February 4, 2016

Showing, Not Telling

As you write your segments for the first project, try to SHOW, not merely TELL. You'll find yourself telling (explaining, not using sensory experience or narrative) when you simply talk "about" your object abstractly. You might find yourself, for instance, going on about the symbolic meaning of the object to you, what it "means" or what you "learned" from it.

Instead, try to get absorbed in helping readers experience the object. Help readers get into your world, into you using the object in real time, or into the story, letting it actually unfold as it happened. Work in descriptive details, basically, and try to ground us in the past somehow, rather than merely summarize what happened to you.

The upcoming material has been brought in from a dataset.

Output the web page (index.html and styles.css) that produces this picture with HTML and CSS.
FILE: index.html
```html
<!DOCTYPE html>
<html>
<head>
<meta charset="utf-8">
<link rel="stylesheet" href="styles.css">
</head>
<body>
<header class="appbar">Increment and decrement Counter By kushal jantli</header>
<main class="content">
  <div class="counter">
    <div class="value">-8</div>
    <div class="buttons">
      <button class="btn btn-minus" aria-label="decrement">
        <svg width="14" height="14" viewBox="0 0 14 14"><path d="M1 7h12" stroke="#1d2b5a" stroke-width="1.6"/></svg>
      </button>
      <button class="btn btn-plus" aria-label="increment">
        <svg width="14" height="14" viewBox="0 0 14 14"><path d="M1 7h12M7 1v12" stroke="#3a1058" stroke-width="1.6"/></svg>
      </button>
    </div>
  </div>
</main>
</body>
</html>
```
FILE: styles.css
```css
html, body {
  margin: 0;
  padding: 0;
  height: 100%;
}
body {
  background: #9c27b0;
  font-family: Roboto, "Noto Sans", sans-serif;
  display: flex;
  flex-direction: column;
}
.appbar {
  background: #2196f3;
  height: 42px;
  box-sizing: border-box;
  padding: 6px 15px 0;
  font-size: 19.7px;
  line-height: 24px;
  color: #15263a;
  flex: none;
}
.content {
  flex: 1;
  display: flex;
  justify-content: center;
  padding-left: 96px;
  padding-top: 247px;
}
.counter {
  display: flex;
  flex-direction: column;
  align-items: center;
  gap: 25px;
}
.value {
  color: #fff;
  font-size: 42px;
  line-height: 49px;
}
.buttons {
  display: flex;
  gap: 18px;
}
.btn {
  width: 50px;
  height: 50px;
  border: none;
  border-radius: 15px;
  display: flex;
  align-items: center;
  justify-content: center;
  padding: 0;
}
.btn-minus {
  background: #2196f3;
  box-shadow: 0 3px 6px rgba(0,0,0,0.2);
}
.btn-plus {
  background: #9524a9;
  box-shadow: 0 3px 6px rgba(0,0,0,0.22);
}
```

For illustration, compare the two excerpts that come from a past student's work with narrative and description. The first one is more like fastwriting, where the author is just explaining, but the second one is really trying to help you experience the thing. It's trying to help ground you in a moment in the past, and trying to be specific as it talks about what that object "says" about the author. Both examples are just the beginnings of the draft, but as readers, you'll likely have a completely different reaction to each!

Consider this: which excerpt helps you to know the author more? The author's life? Their personality? Their lived experiences as a unique person?

Keep asking yourself as you write: Am I just talking "about" this thing, or am I really trying to SHOW it to my readers? And SHOW its story?